Despite his controversial view on face coverings—insisting that “doctors have been all over the place with masks; I have no idea what to believe anymore”—Jones admits there is no harm in having a mask mandate at Butler County Jail, which has seen several coronavirus outbreaks, including one that wiped out 10 percent of the facility’s staff.
“The way we do it here, every prisoner has two cloth masks they can clean themselves. If they come out of their cell, they are supposed to have their mask on,” Jones said, adding that cleanings have also increased at the site after several COVID-10 outbreaks. “We also reduce the number of jail employees while inmates are out to ensure they don’t catch anything.”
Jones added that employees “have to have a mask on” and that one of the three buildings at Butler County Jail is now dedicated to COVID-19-positive inmates.
The Butler County Jail is one of several local detention centers in the state banned from transporting inmates to state facilities because of its high number of COVID-positive inmates. The Ohio Department of Rehabilitation and Correction confirmed to The Daily Beast the county jail is “not currently permitted to send us incarcerated adults” after shipping so many COVID-19 inmates to state facilities.

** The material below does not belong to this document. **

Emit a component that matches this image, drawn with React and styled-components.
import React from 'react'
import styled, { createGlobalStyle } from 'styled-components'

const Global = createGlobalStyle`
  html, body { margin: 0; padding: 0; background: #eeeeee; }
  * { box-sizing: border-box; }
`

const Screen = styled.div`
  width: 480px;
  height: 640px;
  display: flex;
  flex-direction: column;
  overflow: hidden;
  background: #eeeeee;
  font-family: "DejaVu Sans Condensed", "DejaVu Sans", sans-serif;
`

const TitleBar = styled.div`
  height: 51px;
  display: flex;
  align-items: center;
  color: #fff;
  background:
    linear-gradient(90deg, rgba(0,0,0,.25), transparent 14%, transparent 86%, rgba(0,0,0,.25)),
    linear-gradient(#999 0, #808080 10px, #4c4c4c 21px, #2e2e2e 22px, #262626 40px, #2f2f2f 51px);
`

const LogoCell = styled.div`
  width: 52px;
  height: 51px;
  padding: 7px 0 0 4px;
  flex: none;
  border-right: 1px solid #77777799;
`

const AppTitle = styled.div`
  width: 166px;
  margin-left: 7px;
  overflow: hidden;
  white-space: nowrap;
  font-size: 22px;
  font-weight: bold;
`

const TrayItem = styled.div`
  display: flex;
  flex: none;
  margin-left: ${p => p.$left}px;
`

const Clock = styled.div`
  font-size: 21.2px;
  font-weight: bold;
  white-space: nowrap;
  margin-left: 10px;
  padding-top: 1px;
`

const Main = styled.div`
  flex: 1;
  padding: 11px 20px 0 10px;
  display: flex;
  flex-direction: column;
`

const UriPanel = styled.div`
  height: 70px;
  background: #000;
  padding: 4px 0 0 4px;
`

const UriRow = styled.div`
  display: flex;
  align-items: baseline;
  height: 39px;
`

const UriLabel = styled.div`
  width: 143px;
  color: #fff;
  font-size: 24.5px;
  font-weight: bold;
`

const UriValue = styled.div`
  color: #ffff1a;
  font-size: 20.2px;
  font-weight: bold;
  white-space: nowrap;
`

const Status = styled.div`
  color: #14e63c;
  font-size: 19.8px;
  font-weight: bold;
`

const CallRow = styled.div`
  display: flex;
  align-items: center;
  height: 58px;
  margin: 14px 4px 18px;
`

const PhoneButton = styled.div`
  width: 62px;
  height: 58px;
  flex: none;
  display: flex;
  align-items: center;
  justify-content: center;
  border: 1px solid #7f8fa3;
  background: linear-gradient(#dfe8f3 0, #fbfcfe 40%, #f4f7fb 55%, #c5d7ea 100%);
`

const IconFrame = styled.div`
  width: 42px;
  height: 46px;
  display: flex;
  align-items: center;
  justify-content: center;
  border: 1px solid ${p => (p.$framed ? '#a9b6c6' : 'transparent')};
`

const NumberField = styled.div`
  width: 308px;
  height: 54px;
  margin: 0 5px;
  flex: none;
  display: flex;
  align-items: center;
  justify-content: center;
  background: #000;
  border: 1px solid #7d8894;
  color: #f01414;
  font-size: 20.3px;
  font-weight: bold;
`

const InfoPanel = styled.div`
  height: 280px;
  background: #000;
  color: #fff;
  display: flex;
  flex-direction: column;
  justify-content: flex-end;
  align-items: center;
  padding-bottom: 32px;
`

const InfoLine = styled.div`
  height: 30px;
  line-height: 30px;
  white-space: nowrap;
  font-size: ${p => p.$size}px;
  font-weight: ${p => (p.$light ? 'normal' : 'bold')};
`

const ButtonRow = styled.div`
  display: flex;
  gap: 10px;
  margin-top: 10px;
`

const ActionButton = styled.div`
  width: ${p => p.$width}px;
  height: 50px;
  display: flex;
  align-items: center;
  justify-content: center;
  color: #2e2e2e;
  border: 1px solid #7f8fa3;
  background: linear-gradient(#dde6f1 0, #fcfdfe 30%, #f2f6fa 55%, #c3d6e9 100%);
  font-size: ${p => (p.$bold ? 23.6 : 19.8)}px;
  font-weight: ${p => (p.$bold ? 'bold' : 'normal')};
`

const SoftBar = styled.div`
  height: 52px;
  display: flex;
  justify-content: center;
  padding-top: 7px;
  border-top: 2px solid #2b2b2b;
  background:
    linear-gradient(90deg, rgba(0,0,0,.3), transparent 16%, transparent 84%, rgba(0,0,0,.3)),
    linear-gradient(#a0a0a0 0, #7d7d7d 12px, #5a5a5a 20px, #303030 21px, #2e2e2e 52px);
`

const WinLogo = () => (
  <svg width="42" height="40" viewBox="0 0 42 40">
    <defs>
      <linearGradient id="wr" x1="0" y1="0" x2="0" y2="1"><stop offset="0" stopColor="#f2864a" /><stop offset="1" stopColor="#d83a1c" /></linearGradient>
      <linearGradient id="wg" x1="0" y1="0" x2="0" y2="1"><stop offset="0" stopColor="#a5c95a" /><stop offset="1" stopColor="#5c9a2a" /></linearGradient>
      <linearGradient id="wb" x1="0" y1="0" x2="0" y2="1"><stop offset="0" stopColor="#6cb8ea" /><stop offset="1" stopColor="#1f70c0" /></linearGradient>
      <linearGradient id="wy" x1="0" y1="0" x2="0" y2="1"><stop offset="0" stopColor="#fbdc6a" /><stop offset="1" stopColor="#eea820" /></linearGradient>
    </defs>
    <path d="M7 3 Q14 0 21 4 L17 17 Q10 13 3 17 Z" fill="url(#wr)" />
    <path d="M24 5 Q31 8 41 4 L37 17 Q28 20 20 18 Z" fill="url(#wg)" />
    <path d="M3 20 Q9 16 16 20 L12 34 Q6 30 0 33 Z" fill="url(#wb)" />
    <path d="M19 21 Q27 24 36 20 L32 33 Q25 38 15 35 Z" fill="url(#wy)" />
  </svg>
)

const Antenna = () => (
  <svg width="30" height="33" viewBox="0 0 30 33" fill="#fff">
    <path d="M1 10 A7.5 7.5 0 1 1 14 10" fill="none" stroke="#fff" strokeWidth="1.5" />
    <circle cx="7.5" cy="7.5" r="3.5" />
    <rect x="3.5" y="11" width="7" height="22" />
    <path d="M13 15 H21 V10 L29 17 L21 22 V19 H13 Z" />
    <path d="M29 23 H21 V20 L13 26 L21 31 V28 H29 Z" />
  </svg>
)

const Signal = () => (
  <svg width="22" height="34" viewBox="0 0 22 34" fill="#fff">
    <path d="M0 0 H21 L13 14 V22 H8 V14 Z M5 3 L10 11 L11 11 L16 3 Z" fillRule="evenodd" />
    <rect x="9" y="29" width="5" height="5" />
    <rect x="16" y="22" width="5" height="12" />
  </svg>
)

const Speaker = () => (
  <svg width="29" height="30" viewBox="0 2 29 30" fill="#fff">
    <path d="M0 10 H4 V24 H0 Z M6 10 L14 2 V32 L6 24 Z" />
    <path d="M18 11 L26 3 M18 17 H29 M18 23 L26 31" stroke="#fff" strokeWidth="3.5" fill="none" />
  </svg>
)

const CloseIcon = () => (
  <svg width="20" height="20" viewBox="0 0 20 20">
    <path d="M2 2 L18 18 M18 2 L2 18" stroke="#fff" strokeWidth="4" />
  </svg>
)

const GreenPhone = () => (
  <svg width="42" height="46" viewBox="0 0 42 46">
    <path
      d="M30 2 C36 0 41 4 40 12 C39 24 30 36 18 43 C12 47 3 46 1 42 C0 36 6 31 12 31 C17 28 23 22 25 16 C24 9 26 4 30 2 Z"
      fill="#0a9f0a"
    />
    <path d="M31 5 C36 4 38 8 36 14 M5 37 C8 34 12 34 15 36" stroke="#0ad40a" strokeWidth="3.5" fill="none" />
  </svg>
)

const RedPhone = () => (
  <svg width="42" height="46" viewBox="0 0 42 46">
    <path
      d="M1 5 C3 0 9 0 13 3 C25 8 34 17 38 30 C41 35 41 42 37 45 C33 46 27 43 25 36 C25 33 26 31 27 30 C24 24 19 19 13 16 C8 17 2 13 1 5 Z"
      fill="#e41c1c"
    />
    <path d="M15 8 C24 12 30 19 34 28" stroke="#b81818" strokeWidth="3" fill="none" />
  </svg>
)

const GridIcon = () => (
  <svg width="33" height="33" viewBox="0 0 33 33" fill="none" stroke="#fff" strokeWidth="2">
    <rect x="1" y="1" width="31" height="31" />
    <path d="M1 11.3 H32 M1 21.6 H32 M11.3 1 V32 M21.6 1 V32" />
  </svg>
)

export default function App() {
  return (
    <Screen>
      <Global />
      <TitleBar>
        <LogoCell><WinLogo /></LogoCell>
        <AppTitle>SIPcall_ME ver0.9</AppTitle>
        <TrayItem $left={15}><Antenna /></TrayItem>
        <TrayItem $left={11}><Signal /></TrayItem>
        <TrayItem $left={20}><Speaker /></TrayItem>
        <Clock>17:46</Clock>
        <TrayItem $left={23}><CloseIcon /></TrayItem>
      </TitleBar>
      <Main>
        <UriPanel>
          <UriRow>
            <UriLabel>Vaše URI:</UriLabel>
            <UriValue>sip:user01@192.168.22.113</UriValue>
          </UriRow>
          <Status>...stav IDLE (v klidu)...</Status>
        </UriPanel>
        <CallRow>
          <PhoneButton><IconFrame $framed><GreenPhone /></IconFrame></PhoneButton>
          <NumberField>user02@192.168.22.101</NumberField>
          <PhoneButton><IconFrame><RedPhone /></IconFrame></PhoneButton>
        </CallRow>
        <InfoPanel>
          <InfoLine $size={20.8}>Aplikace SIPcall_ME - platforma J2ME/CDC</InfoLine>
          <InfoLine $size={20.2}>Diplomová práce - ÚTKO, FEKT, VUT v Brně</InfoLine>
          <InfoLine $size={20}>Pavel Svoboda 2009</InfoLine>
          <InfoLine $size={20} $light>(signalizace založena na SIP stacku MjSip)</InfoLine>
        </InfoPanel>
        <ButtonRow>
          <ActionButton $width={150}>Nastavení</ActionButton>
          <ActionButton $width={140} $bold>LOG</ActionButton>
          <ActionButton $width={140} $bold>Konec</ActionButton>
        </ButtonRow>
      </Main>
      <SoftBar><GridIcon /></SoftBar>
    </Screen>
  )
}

For Jones, getting put on the state prison system’s “naughty list” was a wake-up call, showing him the importance of masks for inmates and the true danger of COVID-19. While he insists he’s still not sure whether masks help curtail the spread, the sheriff admitted he wears a mask and encourages his family members to do the same.
“All I know is, even if we find out in a few years the masks were worthless, there is no harm in wearing it now,” Jones said. “People should have the choice. And in jail, where I get to make the choices, inmates wear masks.”